Goss was a devout composer – many of the compositions in his sketchbooks are prefixed INDA (In Nomine Domini Amen) – kind, generous and modest. It was only under pressure from his friends that he exerted his right, as Composer to the Chapel Royal, to provide the Te Deum and anthem ‘The Lord is my strength’ for a Thanksgiving Service held at St Paul’s for the restoration to health of the Prince of Wales, the future King Edward VII, in 1872. This involved the painful refusal of an offer of music from the great French composer, Charles Gounod, who often attended St Paul’s when in London, but Gounod took this in good part and dedicated one of his new anthems to Goss.
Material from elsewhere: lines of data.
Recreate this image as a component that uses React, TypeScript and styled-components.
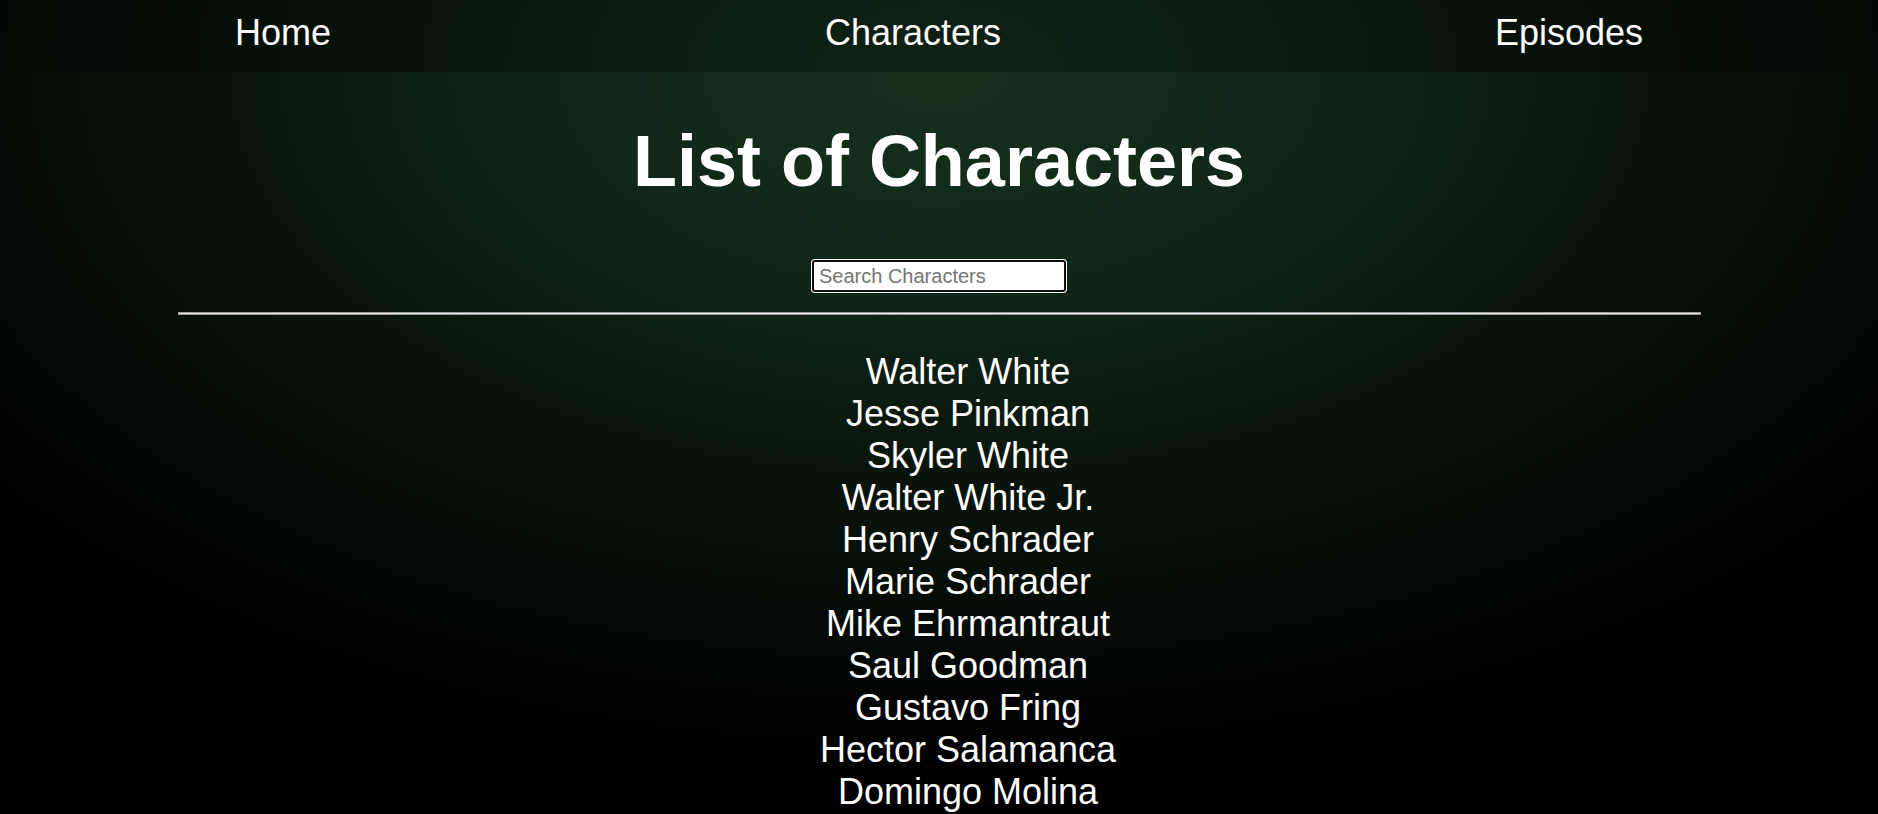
import styled, { createGlobalStyle } from "styled-components";

const characters = [
	"Walter White",
	"Jesse Pinkman",
	"Skyler White",
	"Walter White Jr.",
	"Henry Schrader",
	"Marie Schrader",
	"Mike Ehrmantraut",
	"Saul Goodman",
	"Gustavo Fring",
	"Hector Salamanca",
	"Domingo Molina",
];

const GlobalStyle = createGlobalStyle`
	html, body {
		margin: 0;
		padding: 0;
		overflow: hidden;
	}

	body {
		font-family: "Liberation Sans", Arial, sans-serif;
		color: #fff;
		background: #000;
	}
`;

const App = () => {
	return (
		<Page>
			<GlobalStyle />

			<Nav>
				<NavLink href="#">Home</NavLink>
				<NavLink href="#">Characters</NavLink>
				<NavLink href="#">Episodes</NavLink>
			</Nav>

			<Title>List of Characters</Title>

			<SearchRow>
				<SearchInput type="text" placeholder="Search Characters" />
			</SearchRow>

			<Divider />

			<CharacterList>
				{characters.map(name => (
					<li key={name}>{name}</li>
				))}
			</CharacterList>
		</Page>
	);
};

export default App;

const Page = styled.div`
	min-height: 100vh;
	background: radial-gradient(
		ellipse 65% 85% at 50% 9%,
		#16321c 0%,
		#11271a 28%,
		#0a170d 55%,
		#000 100%
	);
	text-align: center;
`;

const Nav = styled.nav`
	box-sizing: border-box;
	height: 72px;
	display: flex;
	justify-content: space-between;
	align-items: flex-start;
	padding: 12px 235px 0;
	background: rgba(0, 0, 0, 0.3);
`;

const NavLink = styled.a`
	color: #fff;
	text-decoration: none;
	font-size: 36px;
`;

const Title = styled.h1`
	margin: 48px 0;
	font-size: 72px;
	font-weight: 700;
`;

const SearchRow = styled.div`
	display: flex;
	justify-content: center;
	padding-top: 10px;
`;

const SearchInput = styled.input`
	box-sizing: border-box;
	width: 254px;
	height: 32px;
	padding: 1px 5px;
	border: 2px solid #101010;
	border-radius: 3px;
	box-shadow: 0 0 0 1px #fff;
	background: #fff;
	font-family: "Liberation Sans", Arial, sans-serif;
	font-size: 20px;
	color: #000;
	outline: none;

	&::placeholder {
		color: #757575;
	}
`;

const Divider = styled.hr`
	box-sizing: border-box;
	width: 1523px;
	height: 3px;
	margin: 20px auto 0;
	border: 1px solid #9a9a9a;
	background: #e6e6e6;
`;

const CharacterList = styled.ul`
	list-style: none;
	margin: 36px 0 0;
	padding: 0 0 0 58px;

	& li {
		font-size: 36px;
	}
`;
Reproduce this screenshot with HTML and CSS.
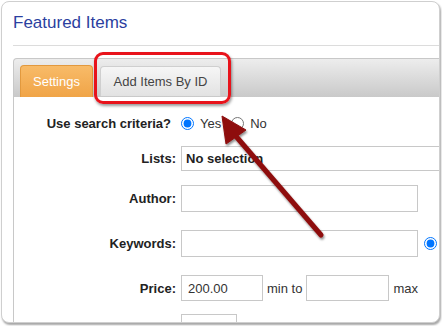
FILE: index.html
```html
<!DOCTYPE html>
<html>
<head>
<meta charset="utf-8">
<link rel="stylesheet" href="styles.css">
</head>
<body>
<div class="frame">
  <h1 class="title">Featured Items</h1>
  <div class="tabs">
    <div class="tabbar">
      <span class="tab active">Settings</span>
      <span class="tab">Add Items By ID</span>
    </div>
    <div class="panel">
      <div class="row row-criteria">
        <label class="lbl lbl-criteria">Use search criteria?</label>
        <div class="ctl">
          <input type="radio" name="c" class="radio" checked><span class="opt">Yes</span>
          <input type="radio" name="c" class="radio"><span class="opt">No</span>
        </div>
      </div>
      <div class="row row-lists">
        <label class="lbl">Lists:</label>
        <div class="ctl"><div class="field field-lists">No selection</div></div>
      </div>
      <div class="row row-author">
        <label class="lbl">Author:</label>
        <div class="ctl"><div class="field field-wide"></div></div>
      </div>
      <div class="row row-keywords">
        <label class="lbl">Keywords:</label>
        <div class="ctl"><div class="field field-wide"></div><input type="radio" name="k" class="radio radio-kw" checked></div>
      </div>
      <div class="row row-price">
        <label class="lbl">Price:</label>
        <div class="ctl"><div class="field field-price">200.00</div><span class="unit">min to</span><div class="field field-price2"></div><span class="unit">max</span></div>
      </div>
      <div class="row row-last">
        <label class="lbl"></label>
        <div class="ctl"><div class="field field-small"></div></div>
      </div>
    </div>
  </div>
  <div class="highlight"></div>
  <svg class="arrow" width="442" height="326" viewBox="0 0 442 326">
    <defs>
      <filter id="sh" x="-20%" y="-20%" width="140%" height="140%">
        <feDropShadow dx="1" dy="2" stdDeviation="1.2" flood-color="#000" flood-opacity="0.45"/>
      </filter>
    </defs>
    <g filter="url(#sh)" fill="#8e0d0d" stroke="#8e0d0d">
      <line x1="234" y1="134" x2="321" y2="235" stroke-width="5" stroke-linecap="round"/>
      <polygon points="222,116 246,130 226,144" stroke-width="1" stroke-linejoin="round"/>
    </g>
  </svg>
</div>
</body>
</html>
```

FILE: styles.css
```css
* { box-sizing: border-box; }
html, body { margin: 0; padding: 0; background: #ffffff; }
body {
  font-family: "Liberation Sans", Arial, sans-serif;
  font-size: 13px;
  color: #333;
  width: 442px;
  height: 326px;
  overflow: hidden;
}
.frame {
  position: relative;
  margin: 1px 0 0 1px;
  width: 439px;
  height: 322px;
  border: 1px solid #cfcfcf;
  border-radius: 8px;
  box-shadow: 1px 2px 2px rgba(0,0,0,0.35);
  background: #fff;
  overflow: hidden;
  padding-left: 11px;
}
.title {
  margin: 0;
  padding: 11px 0 12px 0;
  font-size: 17px;
  line-height: 20px;
  font-weight: normal;
  color: #2b3fa0;
  border-bottom: 1px solid #dcdcdc;
}
.tabs {
  margin-top: 12px;
  margin-right: -12px;
}
.tabbar {
  height: 39px;
  border: 1px solid #c8c8c8;
  border-bottom: none;
  border-radius: 4px 0 0 0;
  background: linear-gradient(#ededed, #c9c9c9);
  display: flex;
  align-items: flex-end;
  padding-left: 6px;
  gap: 7px;
}
.tab {
  display: flex;
  align-items: center;
  justify-content: center;
  border: 1px solid #cfcfcf;
  border-bottom: none;
  border-radius: 4px 4px 0 0;
  color: #444;
  font-size: 13px;
}
.tab.active {
  height: 32px;
  width: 73px;
  background: linear-gradient(#f8bb68, #f0a447);
  border-color: #e2993e;
  color: #fff;
}
.tab:not(.active) {
  height: 30px;
  width: 121px;
  margin-bottom: 1px;
  background: linear-gradient(#f6f6f6, #e2e2e2);
}
.panel {
  border-left: 1px solid #c8c8c8;
  padding-top: 18px;
  height: 240px;
}
.row {
  display: flex;
  align-items: center;
}
.lbl {
  width: 162px;
  flex: none;
  text-align: right;
  font-weight: bold;
  color: #222;
  padding-right: 0;
}
.lbl-criteria { padding-right: 5px; }
.ctl {
  margin-left: 5px;
  display: flex;
  align-items: center;
  flex: none;
}
.row-criteria { height: 16px; }
.row-lists { margin-top: 15px; height: 25px; }
.row-author { margin-top: 14px; height: 27px; }
.row-keywords { margin-top: 18px; height: 27px; }
.row-price { margin-top: 18px; height: 26px; }
.row-last { margin-top: 13px; height: 26px; align-items: flex-start; }
.radio {
  margin: 0;
  width: 13px;
  height: 13px;
}
.opt { margin-left: 6px; margin-right: 10px; color: #333; }
.field {
  border: 1px solid #c8c8c8;
  background: #fff;
  padding-left: 5px;
  display: flex;
  align-items: center;
  color: #333;
}
.field-lists { width: 300px; height: 25px; font-weight: bold; color: #222; padding-left: 4px; }
.field-wide { width: 237px; height: 27px; }
.radio-kw { margin-left: 6px; }
.field-price { width: 82px; height: 26px; padding-left: 6px; }
.field-price2 { width: 83px; height: 26px; }
.field-small { width: 56px; height: 26px; }
.unit { margin: 0 4px; color: #333; }
.highlight {
  position: absolute;
  left: 92px;
  top: 50px;
  width: 137px;
  height: 52px;
  border: 3px solid #e8131b;
  border-radius: 9px;
  box-shadow: 1px 2px 3px rgba(0,0,0,0.4);
}
.arrow {
  position: absolute;
  left: -2px;
  top: -2px;
}
```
Soon after the thanksgiving service he was knighted and received the personal thanks of Queen Victoria. He then retired, but continued to worship at St Paul’s, rejoicing in the improvements wrought by his successor John Stainer, until his death in 1880.

During the second half of the twentieth century, Goss’s music became much less popular in cathedral and other choral foundations. In 1958 the anthem ‘If we believe that Jesus died and rose again’ was sung in 69 per cent of these, but in 1998 this was reduced to 15 per cent. ‘O Saviour of the World’ declined from 67 per cent to 21 per cent, and ‘O Praise the Lord’ from 24 per cent to 1 per cent. ‘The Wilderness’ still has its admirers, though it is not a patch on S. S. Wesley’s masterpiece. Of his canticles, only those in E remained in use and these were reduced from 61 per cent (82 per cent in 1938) to 12 per cent. It is possible, however, that some good parish church choirs view his work more favourably.